Source excerpt
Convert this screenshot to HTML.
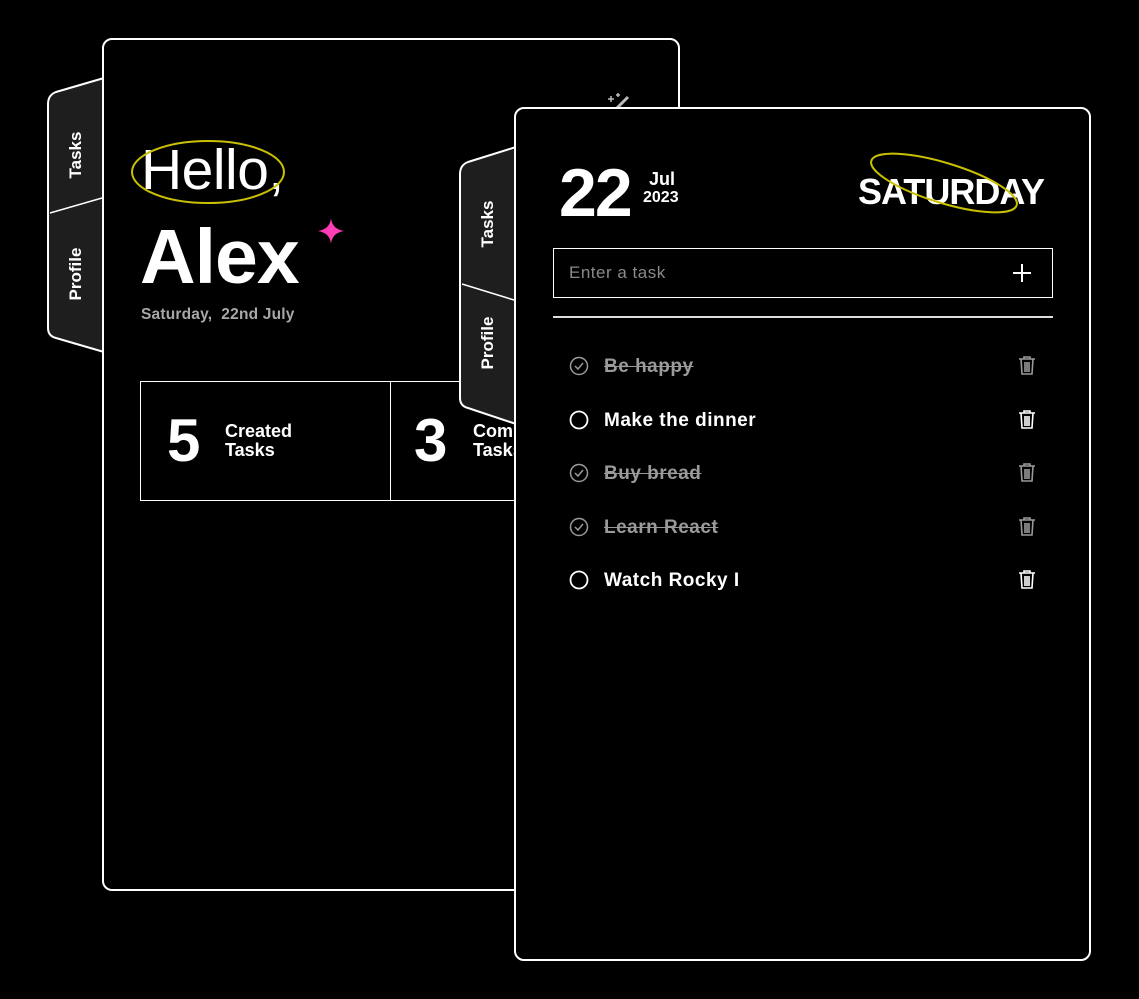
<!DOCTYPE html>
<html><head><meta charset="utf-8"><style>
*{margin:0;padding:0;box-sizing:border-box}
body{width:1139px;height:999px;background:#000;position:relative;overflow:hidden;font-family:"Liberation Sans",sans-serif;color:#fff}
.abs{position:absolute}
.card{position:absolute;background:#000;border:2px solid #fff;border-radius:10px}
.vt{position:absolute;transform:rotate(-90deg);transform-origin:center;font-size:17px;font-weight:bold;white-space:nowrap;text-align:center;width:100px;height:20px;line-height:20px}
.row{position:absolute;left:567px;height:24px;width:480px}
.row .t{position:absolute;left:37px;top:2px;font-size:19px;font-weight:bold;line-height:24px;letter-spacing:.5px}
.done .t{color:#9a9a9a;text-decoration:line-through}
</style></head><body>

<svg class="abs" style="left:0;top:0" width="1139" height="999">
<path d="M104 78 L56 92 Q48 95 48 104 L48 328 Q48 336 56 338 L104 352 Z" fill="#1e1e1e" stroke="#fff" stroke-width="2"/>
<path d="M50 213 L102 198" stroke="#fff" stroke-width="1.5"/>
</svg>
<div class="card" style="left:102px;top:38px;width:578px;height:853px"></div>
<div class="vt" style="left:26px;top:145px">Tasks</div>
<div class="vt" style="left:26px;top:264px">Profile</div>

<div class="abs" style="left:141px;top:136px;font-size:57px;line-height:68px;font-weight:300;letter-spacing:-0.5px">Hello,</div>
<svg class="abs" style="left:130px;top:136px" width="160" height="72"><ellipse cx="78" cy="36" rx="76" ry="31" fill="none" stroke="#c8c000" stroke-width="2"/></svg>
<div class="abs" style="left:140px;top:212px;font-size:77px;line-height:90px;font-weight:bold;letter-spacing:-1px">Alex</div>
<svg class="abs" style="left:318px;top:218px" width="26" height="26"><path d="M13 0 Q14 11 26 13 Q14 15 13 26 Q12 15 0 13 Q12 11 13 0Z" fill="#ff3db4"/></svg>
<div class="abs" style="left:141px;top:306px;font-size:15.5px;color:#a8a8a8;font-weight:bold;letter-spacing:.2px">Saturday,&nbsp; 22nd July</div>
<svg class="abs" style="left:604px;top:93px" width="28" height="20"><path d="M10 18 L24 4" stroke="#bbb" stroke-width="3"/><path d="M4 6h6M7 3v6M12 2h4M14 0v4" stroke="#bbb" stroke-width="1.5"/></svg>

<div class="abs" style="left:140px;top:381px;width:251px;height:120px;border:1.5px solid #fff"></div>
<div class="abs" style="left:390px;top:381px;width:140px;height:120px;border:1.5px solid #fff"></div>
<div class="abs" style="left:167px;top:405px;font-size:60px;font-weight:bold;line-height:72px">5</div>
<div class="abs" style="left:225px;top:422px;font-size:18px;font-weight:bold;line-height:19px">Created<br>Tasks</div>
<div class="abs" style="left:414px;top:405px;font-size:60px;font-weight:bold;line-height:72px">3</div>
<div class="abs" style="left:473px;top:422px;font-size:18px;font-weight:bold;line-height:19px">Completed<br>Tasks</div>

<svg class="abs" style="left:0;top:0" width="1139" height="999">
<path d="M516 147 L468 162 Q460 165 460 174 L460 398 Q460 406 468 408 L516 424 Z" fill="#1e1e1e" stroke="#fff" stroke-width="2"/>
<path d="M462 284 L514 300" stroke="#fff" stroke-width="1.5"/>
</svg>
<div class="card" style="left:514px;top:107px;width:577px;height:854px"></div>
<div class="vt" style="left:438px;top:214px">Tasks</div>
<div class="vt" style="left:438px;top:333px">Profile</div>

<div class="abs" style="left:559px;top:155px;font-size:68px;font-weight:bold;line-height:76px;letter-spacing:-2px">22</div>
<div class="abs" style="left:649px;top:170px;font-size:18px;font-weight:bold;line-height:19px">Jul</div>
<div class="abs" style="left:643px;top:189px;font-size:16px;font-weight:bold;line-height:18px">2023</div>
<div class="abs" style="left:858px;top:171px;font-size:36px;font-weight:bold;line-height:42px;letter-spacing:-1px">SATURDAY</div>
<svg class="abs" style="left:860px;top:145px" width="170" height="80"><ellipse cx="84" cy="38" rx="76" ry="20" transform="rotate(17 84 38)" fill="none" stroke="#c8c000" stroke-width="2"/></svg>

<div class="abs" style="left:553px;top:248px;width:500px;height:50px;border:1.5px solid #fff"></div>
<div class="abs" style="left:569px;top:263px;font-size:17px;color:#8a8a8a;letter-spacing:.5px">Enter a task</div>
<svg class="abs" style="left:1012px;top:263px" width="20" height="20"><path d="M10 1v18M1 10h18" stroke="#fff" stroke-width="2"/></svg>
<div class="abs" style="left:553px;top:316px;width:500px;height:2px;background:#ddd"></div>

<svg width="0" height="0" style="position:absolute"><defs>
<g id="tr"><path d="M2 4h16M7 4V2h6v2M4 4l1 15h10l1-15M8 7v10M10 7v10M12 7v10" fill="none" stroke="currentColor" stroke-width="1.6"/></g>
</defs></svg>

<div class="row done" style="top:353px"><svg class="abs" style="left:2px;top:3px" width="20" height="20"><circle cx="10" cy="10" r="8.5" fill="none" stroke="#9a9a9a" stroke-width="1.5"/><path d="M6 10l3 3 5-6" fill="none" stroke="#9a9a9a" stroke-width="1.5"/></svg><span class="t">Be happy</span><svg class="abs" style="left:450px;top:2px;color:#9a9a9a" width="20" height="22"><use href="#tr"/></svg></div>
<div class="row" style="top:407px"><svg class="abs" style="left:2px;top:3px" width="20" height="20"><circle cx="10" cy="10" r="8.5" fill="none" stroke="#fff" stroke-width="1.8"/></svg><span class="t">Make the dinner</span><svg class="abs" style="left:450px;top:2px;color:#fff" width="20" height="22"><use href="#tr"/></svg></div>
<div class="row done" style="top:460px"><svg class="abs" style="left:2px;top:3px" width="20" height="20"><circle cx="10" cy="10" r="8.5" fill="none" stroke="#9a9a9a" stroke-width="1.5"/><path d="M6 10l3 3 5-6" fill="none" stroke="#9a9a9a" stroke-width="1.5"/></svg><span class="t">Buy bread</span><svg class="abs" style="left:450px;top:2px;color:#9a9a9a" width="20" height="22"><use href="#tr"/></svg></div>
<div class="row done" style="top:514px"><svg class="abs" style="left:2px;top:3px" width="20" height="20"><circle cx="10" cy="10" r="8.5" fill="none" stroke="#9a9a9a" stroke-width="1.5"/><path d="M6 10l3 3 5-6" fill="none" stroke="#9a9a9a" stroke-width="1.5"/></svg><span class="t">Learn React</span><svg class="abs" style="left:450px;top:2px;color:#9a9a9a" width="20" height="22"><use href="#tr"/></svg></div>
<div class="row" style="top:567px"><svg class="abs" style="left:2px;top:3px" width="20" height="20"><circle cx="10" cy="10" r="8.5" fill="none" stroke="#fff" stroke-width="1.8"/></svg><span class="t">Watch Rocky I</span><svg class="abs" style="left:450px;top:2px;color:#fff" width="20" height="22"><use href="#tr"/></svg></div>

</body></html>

What you have to do
Take the listing above and restate it word for word, without its pictures.

Solution for this problem
Convert this screenshot to HTML.
<!DOCTYPE html>
<html><head><meta charset="utf-8"><style>
*{margin:0;padding:0;box-sizing:border-box}
body{width:1139px;height:999px;background:#000;position:relative;overflow:hidden;font-family:"Liberation Sans",sans-serif;color:#fff}
.abs{position:absolute}
.card{position:absolute;background:#000;border:2px solid #fff;border-radius:10px}
.vt{position:absolute;transform:rotate(-90deg);transform-origin:center;font-size:17px;font-weight:bold;white-space:nowrap;text-align:center;width:100px;height:20px;line-height:20px}
.row{position:absolute;left:567px;height:24px;width:480px}
.row .t{position:absolute;left:37px;top:2px;font-size:19px;font-weight:bold;line-height:24px;letter-spacing:.5px}
.done .t{color:#9a9a9a;text-decoration:line-through}
</style></head><body>

<svg class="abs" style="left:0;top:0" width="1139" height="999">
<path d="M104 78 L56 92 Q48 95 48 104 L48 328 Q48 336 56 338 L104 352 Z" fill="#1e1e1e" stroke="#fff" stroke-width="2"/>
<path d="M50 213 L102 198" stroke="#fff" stroke-width="1.5"/>
</svg>
<div class="card" style="left:102px;top:38px;width:578px;height:853px"></div>
<div class="vt" style="left:26px;top:145px">Tasks</div>
<div class="vt" style="left:26px;top:264px">Profile</div>

<div class="abs" style="left:141px;top:136px;font-size:57px;line-height:68px;font-weight:300;letter-spacing:-0.5px">Hello,</div>
<svg class="abs" style="left:130px;top:136px" width="160" height="72"><ellipse cx="78" cy="36" rx="76" ry="31" fill="none" stroke="#c8c000" stroke-width="2"/></svg>
<div class="abs" style="left:140px;top:212px;font-size:77px;line-height:90px;font-weight:bold;letter-spacing:-1px">Alex</div>
<svg class="abs" style="left:318px;top:218px" width="26" height="26"><path d="M13 0 Q14 11 26 13 Q14 15 13 26 Q12 15 0 13 Q12 11 13 0Z" fill="#ff3db4"/></svg>
<div class="abs" style="left:141px;top:306px;font-size:15.5px;color:#a8a8a8;font-weight:bold;letter-spacing:.2px">Saturday,&nbsp; 22nd July</div>
<svg class="abs" style="left:604px;top:93px" width="28" height="20"><path d="M10 18 L24 4" stroke="#bbb" stroke-width="3"/><path d="M4 6h6M7 3v6M12 2h4M14 0v4" stroke="#bbb" stroke-width="1.5"/></svg>

<div class="abs" style="left:140px;top:381px;width:251px;height:120px;border:1.5px solid #fff"></div>
<div class="abs" style="left:390px;top:381px;width:140px;height:120px;border:1.5px solid #fff"></div>
<div class="abs" style="left:167px;top:405px;font-size:60px;font-weight:bold;line-height:72px">5</div>
<div class="abs" style="left:225px;top:422px;font-size:18px;font-weight:bold;line-height:19px">Created<br>Tasks</div>
<div class="abs" style="left:414px;top:405px;font-size:60px;font-weight:bold;line-height:72px">3</div>
<div class="abs" style="left:473px;top:422px;font-size:18px;font-weight:bold;line-height:19px">Completed<br>Tasks</div>

<svg class="abs" style="left:0;top:0" width="1139" height="999">
<path d="M516 147 L468 162 Q460 165 460 174 L460 398 Q460 406 468 408 L516 424 Z" fill="#1e1e1e" stroke="#fff" stroke-width="2"/>
<path d="M462 284 L514 300" stroke="#fff" stroke-width="1.5"/>
</svg>
<div class="card" style="left:514px;top:107px;width:577px;height:854px"></div>
<div class="vt" style="left:438px;top:214px">Tasks</div>
<div class="vt" style="left:438px;top:333px">Profile</div>

<div class="abs" style="left:559px;top:155px;font-size:68px;font-weight:bold;line-height:76px;letter-spacing:-2px">22</div>
<div class="abs" style="left:649px;top:170px;font-size:18px;font-weight:bold;line-height:19px">Jul</div>
<div class="abs" style="left:643px;top:189px;font-size:16px;font-weight:bold;line-height:18px">2023</div>
<div class="abs" style="left:858px;top:171px;font-size:36px;font-weight:bold;line-height:42px;letter-spacing:-1px">SATURDAY</div>
<svg class="abs" style="left:860px;top:145px" width="170" height="80"><ellipse cx="84" cy="38" rx="76" ry="20" transform="rotate(17 84 38)" fill="none" stroke="#c8c000" stroke-width="2"/></svg>

<div class="abs" style="left:553px;top:248px;width:500px;height:50px;border:1.5px solid #fff"></div>
<div class="abs" style="left:569px;top:263px;font-size:17px;color:#8a8a8a;letter-spacing:.5px">Enter a task</div>
<svg class="abs" style="left:1012px;top:263px" width="20" height="20"><path d="M10 1v18M1 10h18" stroke="#fff" stroke-width="2"/></svg>
<div class="abs" style="left:553px;top:316px;width:500px;height:2px;background:#ddd"></div>

<svg width="0" height="0" style="position:absolute"><defs>
<g id="tr"><path d="M2 4h16M7 4V2h6v2M4 4l1 15h10l1-15M8 7v10M10 7v10M12 7v10" fill="none" stroke="currentColor" stroke-width="1.6"/></g>
</defs></svg>

<div class="row done" style="top:353px"><svg class="abs" style="left:2px;top:3px" width="20" height="20"><circle cx="10" cy="10" r="8.5" fill="none" stroke="#9a9a9a" stroke-width="1.5"/><path d="M6 10l3 3 5-6" fill="none" stroke="#9a9a9a" stroke-width="1.5"/></svg><span class="t">Be happy</span><svg class="abs" style="left:450px;top:2px;color:#9a9a9a" width="20" height="22"><use href="#tr"/></svg></div>
<div class="row" style="top:407px"><svg class="abs" style="left:2px;top:3px" width="20" height="20"><circle cx="10" cy="10" r="8.5" fill="none" stroke="#fff" stroke-width="1.8"/></svg><span class="t">Make the dinner</span><svg class="abs" style="left:450px;top:2px;color:#fff" width="20" height="22"><use href="#tr"/></svg></div>
<div class="row done" style="top:460px"><svg class="abs" style="left:2px;top:3px" width="20" height="20"><circle cx="10" cy="10" r="8.5" fill="none" stroke="#9a9a9a" stroke-width="1.5"/><path d="M6 10l3 3 5-6" fill="none" stroke="#9a9a9a" stroke-width="1.5"/></svg><span class="t">Buy bread</span><svg class="abs" style="left:450px;top:2px;color:#9a9a9a" width="20" height="22"><use href="#tr"/></svg></div>
<div class="row done" style="top:514px"><svg class="abs" style="left:2px;top:3px" width="20" height="20"><circle cx="10" cy="10" r="8.5" fill="none" stroke="#9a9a9a" stroke-width="1.5"/><path d="M6 10l3 3 5-6" fill="none" stroke="#9a9a9a" stroke-width="1.5"/></svg><span class="t">Learn React</span><svg class="abs" style="left:450px;top:2px;color:#9a9a9a" width="20" height="22"><use href="#tr"/></svg></div>
<div class="row" style="top:567px"><svg class="abs" style="left:2px;top:3px" width="20" height="20"><circle cx="10" cy="10" r="8.5" fill="none" stroke="#fff" stroke-width="1.8"/></svg><span class="t">Watch Rocky I</span><svg class="abs" style="left:450px;top:2px;color:#fff" width="20" height="22"><use href="#tr"/></svg></div>

</body></html>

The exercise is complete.